The repetition of “fragmentary” emphasises disconnection. Towards the end of the poem refuge is sought in “the palace of the mind” but it turns out to be “a paradise / with a burning smell entering under the door.” This links back to Persephone in her aspect as a shadow archetype. Unlike Persephone the persona’s shadow has not yet been integrated into the psyche.

This theme is continued in the disturbing final section ‘Free Will’ in which a young person carries out a shooting. The poem starts with something that sounds like the equivalent of a film being rewound with a narrator giving orders to “Walk backwards from the bullet entering the skull.”  This hope is, of course, only possible in film. In the third poem we are told in the voice of the shooter “The brain is talking to itself but not to me … testing out an alibi”. Unfortunately, the brain “can’t locate / a clear dark streak of purpose / in anything that happened here today”.  According to Jungian theory, a person unaware of their shadow can violently project it onto another person without knowing why. This places in the centre of the reader’s mind the question of free will and moral agency. The future is certainly predetermined, and disturbingly the persona will follow a path “like me”.

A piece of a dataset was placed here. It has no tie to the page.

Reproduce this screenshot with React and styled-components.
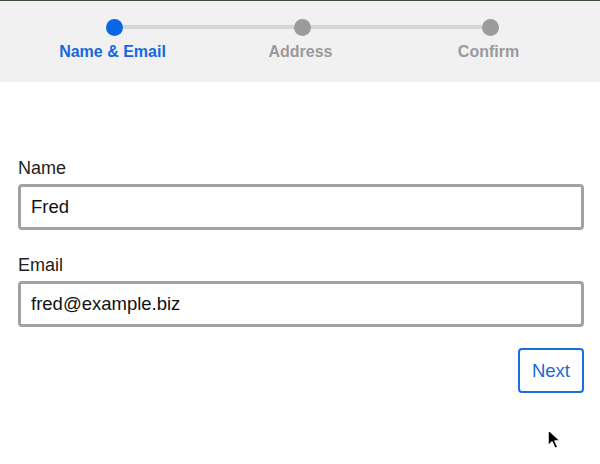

                        Like me
he’ll be confined, assessed,
will be on lists, will undergo
the years of process.

The “years of process” will hopefully enable the shooter to be aware of their shadow which can be integrated into the psyche. This links back to the narrator’s exhortation to “be aware” in the early ‘Slip into Hackney’ section and indeed the collection’s title Face it.

I highly recommend this book particularly as it intelligently explores the complex question of free will and determinism in contemporary settings as well as issues of creation and destruction. It is in places a disturbing collection – but this helps to make it a memorable one.